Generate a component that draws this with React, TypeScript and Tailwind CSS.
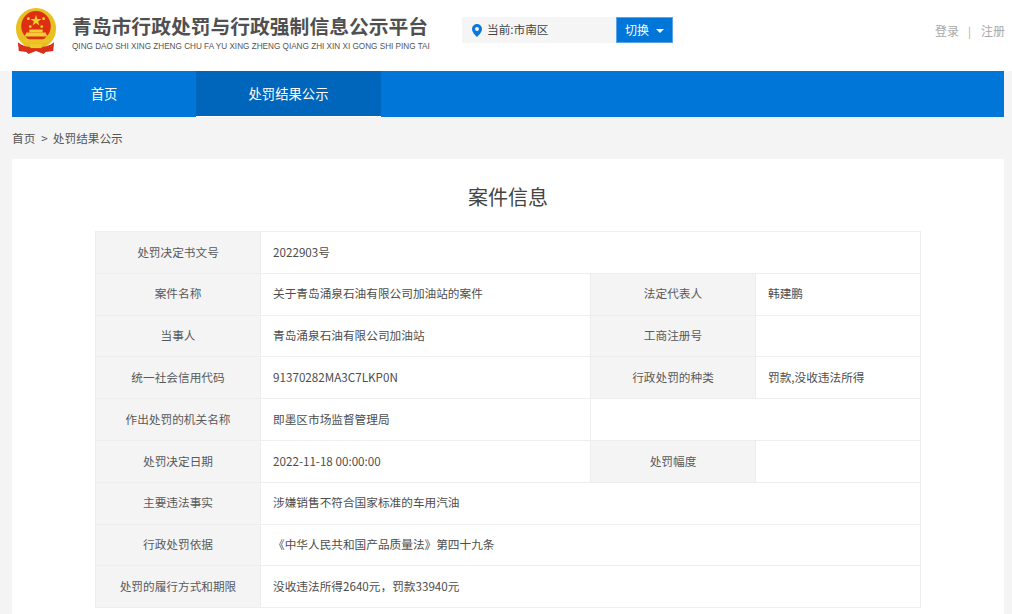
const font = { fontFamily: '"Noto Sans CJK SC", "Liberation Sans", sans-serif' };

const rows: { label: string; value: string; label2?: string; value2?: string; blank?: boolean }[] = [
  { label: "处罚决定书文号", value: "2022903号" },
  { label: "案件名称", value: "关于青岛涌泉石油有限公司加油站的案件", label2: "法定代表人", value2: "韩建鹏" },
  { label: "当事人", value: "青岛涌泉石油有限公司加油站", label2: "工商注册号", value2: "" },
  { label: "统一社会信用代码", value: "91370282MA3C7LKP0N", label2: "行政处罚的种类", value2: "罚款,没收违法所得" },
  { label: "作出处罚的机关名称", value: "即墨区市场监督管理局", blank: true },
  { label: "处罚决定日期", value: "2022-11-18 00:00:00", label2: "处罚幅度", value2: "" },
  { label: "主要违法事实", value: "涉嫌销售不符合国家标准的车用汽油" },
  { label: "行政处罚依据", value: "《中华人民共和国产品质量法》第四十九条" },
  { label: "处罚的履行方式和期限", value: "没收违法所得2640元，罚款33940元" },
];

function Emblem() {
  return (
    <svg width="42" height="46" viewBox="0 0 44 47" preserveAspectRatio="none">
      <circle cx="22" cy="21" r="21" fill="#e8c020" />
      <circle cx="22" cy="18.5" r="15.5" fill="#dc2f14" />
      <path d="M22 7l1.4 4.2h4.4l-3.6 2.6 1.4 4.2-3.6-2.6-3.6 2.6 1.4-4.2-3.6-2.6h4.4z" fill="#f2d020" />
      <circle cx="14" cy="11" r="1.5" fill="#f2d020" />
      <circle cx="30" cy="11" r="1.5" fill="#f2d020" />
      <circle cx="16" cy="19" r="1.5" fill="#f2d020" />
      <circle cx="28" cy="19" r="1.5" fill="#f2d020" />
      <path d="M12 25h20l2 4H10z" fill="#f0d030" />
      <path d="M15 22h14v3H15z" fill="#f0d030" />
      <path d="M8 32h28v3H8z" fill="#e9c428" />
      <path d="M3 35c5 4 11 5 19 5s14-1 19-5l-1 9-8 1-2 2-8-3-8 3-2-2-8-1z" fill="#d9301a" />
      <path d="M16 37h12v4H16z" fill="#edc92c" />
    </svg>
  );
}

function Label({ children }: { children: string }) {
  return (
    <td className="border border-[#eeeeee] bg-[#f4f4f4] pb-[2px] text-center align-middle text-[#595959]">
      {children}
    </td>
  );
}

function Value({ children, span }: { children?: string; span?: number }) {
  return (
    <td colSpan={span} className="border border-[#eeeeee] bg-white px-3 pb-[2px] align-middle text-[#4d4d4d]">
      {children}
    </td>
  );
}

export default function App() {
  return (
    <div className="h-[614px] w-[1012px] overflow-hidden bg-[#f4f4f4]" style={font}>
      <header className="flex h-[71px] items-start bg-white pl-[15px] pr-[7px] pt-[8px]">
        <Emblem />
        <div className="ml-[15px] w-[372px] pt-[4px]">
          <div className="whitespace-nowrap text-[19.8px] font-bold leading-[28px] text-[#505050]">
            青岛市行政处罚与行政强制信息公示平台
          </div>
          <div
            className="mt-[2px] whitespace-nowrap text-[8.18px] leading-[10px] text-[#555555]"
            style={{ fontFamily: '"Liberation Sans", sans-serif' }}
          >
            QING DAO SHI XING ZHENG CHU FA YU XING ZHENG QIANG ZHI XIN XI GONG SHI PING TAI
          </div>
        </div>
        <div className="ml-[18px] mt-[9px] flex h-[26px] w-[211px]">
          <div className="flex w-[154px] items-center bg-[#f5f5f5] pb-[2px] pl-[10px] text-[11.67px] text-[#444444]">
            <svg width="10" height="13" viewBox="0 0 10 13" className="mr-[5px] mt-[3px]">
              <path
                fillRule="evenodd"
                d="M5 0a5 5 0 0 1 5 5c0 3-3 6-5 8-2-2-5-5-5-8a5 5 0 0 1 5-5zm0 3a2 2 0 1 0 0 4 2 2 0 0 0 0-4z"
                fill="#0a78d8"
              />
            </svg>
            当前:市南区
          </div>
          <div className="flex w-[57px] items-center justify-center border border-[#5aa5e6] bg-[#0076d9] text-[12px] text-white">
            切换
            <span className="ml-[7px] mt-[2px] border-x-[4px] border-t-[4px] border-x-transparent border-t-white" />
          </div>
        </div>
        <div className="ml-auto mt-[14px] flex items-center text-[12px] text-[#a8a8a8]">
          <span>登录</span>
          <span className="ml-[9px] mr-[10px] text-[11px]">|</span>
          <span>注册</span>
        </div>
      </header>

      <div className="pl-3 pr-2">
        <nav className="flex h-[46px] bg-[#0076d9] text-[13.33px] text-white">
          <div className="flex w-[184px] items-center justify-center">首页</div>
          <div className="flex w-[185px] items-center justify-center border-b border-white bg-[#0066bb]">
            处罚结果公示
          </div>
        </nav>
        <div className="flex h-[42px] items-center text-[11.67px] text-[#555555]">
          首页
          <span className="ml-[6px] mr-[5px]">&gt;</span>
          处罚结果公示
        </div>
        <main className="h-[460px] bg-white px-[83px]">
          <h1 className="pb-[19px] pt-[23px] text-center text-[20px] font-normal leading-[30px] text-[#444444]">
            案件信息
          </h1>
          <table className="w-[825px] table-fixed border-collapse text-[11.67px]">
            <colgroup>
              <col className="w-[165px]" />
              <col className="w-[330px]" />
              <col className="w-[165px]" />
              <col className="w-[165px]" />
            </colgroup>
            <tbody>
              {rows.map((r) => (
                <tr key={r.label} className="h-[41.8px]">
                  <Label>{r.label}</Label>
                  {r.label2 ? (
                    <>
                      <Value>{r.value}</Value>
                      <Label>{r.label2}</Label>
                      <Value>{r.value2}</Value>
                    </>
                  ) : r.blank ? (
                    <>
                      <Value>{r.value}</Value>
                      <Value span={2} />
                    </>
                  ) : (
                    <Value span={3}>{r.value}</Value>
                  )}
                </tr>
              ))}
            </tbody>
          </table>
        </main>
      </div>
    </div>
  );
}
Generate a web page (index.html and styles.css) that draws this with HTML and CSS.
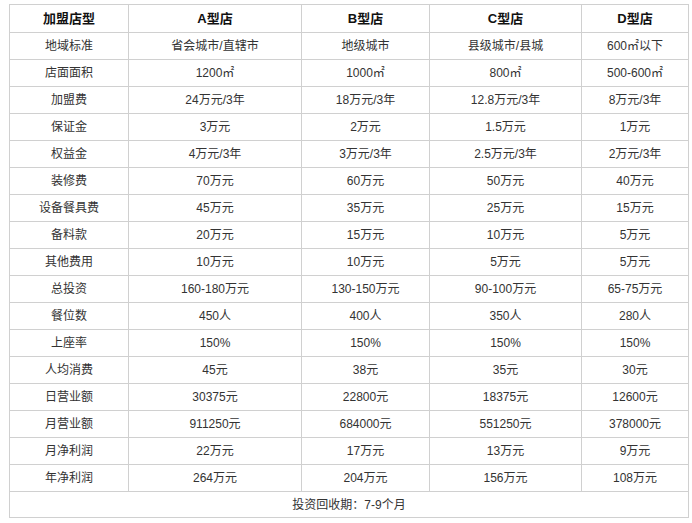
---
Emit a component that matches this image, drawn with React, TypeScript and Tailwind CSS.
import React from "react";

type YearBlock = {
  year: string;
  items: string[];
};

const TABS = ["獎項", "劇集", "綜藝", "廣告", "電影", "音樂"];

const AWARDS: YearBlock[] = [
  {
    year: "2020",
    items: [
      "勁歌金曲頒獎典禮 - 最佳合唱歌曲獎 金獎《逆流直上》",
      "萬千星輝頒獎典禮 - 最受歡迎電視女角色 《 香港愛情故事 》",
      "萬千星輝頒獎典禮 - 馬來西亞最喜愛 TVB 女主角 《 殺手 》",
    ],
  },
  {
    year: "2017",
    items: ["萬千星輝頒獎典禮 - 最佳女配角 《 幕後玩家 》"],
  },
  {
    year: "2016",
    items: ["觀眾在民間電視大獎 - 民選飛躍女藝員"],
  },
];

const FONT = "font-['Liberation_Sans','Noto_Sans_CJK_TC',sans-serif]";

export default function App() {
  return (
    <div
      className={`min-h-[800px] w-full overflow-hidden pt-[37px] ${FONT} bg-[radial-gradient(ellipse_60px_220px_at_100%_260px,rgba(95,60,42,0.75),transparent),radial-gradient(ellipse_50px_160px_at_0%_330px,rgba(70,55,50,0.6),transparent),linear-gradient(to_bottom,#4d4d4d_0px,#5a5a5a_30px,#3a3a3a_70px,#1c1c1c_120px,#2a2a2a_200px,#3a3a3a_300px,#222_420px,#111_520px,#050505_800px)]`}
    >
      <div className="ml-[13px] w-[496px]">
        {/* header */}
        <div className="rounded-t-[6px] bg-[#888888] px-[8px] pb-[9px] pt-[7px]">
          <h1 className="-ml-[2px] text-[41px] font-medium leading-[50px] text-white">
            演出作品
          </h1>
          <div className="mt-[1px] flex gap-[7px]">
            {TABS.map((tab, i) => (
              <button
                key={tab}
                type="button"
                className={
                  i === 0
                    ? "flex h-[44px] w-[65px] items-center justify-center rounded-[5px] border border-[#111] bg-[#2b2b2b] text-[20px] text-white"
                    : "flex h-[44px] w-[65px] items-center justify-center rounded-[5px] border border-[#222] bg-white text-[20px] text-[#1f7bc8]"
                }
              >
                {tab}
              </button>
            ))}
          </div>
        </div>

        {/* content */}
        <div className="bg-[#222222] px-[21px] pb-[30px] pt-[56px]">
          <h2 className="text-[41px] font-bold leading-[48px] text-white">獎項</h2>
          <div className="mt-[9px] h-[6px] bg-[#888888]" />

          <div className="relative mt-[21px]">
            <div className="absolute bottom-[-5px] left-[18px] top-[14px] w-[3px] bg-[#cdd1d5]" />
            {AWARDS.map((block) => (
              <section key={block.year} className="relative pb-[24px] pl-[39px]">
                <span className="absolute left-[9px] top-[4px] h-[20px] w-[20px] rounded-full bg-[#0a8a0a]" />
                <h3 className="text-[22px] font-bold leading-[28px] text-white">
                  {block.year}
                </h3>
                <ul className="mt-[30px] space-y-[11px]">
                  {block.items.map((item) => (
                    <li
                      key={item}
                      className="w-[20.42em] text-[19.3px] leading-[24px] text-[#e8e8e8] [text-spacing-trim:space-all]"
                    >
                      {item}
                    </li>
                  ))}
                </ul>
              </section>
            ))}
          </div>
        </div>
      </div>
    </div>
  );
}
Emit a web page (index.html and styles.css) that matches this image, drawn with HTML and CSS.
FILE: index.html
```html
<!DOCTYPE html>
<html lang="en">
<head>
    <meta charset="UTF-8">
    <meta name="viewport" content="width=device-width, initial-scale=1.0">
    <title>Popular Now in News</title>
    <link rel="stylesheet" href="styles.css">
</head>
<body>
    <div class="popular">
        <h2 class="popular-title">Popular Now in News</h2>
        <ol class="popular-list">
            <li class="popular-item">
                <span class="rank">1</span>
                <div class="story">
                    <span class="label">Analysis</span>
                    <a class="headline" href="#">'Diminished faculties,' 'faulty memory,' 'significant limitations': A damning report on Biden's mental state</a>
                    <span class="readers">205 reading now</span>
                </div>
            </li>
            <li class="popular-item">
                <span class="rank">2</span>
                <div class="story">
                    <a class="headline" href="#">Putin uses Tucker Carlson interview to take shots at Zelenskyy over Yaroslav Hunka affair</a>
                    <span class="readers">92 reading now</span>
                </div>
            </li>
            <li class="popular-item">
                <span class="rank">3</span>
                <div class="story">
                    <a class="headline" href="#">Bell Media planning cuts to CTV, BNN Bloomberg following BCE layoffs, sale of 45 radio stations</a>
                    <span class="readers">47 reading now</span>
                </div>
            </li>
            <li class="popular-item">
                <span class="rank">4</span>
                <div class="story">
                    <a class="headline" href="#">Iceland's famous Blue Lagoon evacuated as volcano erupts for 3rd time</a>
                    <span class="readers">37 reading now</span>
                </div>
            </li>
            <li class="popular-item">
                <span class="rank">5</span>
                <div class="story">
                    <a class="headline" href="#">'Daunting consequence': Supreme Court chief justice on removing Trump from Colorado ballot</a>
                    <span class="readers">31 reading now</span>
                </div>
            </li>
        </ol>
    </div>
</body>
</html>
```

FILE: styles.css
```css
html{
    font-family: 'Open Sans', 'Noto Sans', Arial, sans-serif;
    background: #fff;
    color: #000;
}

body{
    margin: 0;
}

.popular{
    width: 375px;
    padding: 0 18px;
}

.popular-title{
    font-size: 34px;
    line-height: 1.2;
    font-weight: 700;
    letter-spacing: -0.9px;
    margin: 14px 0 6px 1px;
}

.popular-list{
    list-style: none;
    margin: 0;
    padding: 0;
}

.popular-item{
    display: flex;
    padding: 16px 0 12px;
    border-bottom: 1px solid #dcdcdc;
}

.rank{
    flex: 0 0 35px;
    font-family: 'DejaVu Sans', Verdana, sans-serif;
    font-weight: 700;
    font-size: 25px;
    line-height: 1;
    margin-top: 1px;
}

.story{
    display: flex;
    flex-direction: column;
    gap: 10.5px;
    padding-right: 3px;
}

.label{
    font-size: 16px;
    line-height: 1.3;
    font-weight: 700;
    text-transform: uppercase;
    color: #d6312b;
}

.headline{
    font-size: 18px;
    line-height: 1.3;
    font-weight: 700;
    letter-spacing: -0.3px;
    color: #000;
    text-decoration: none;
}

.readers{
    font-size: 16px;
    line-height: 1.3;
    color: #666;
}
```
---
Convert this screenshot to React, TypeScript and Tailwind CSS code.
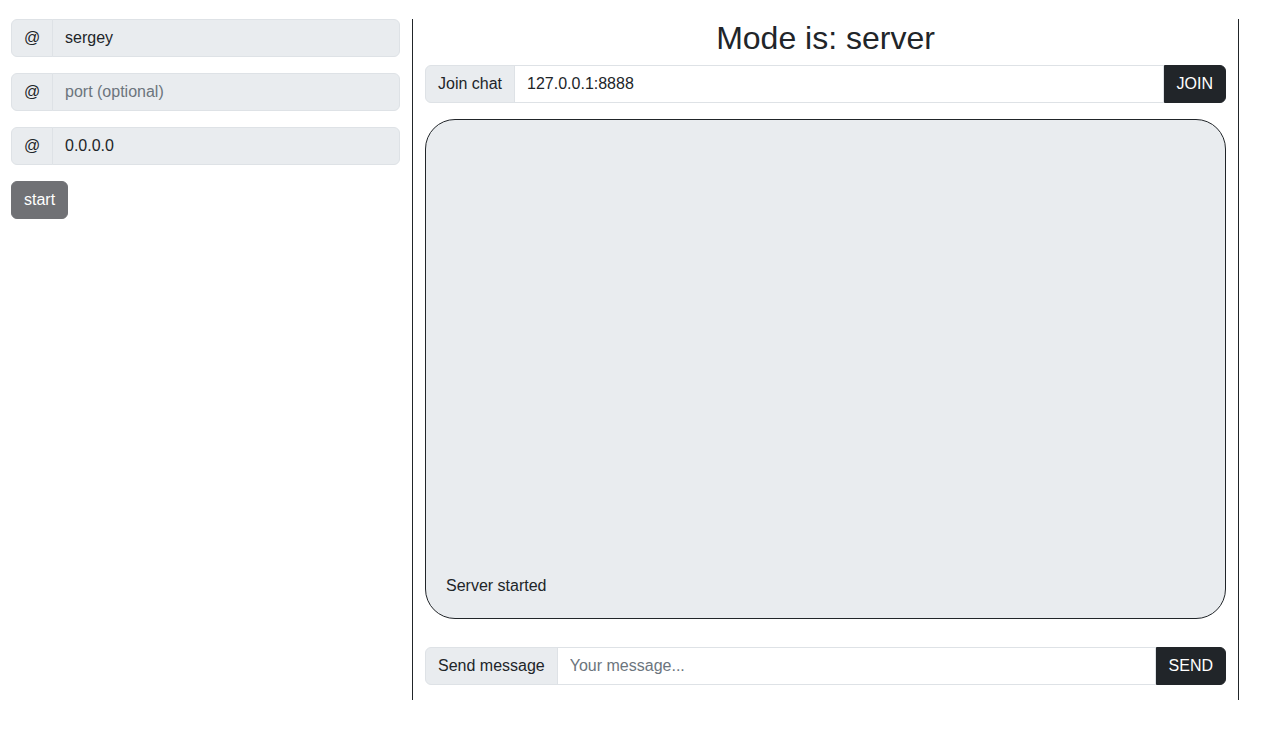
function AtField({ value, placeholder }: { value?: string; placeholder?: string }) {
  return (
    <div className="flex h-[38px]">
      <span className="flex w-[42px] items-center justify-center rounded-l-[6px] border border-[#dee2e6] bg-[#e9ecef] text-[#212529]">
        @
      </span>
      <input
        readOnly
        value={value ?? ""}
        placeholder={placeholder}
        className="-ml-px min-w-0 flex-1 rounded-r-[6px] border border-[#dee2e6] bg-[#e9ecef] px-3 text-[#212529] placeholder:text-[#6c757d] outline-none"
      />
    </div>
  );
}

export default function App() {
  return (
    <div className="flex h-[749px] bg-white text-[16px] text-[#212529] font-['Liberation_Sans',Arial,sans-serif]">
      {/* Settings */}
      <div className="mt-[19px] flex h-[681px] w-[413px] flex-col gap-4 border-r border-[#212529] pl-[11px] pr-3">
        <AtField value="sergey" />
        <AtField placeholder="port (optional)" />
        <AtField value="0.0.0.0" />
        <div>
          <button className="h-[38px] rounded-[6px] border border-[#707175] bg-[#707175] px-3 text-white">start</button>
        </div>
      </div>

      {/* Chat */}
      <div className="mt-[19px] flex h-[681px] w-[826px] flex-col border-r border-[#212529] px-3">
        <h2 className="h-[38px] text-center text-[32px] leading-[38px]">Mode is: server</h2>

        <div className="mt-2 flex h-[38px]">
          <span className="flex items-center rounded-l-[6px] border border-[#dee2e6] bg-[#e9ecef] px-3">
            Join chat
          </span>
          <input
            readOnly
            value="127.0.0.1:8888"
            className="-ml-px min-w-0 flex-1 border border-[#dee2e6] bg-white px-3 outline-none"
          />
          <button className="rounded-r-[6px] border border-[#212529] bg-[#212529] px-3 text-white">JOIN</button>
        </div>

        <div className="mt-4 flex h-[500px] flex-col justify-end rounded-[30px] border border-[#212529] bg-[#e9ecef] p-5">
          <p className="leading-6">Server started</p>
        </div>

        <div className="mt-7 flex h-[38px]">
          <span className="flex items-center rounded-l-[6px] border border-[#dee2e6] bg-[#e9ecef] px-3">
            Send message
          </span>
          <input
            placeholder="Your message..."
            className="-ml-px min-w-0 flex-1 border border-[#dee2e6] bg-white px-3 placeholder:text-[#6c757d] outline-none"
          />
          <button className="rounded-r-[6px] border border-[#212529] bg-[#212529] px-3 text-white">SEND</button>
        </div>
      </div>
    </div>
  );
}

== WRITTEN TASK ==
Search the entries for the word "page" and pick out every line that holds it.

== RESPONSE ==
Generate a web page (index.html and styles.css) that draws this with HTML and CSS.
Emit a web page (index.html and styles.css) that matches this image, drawn with HTML and CSS.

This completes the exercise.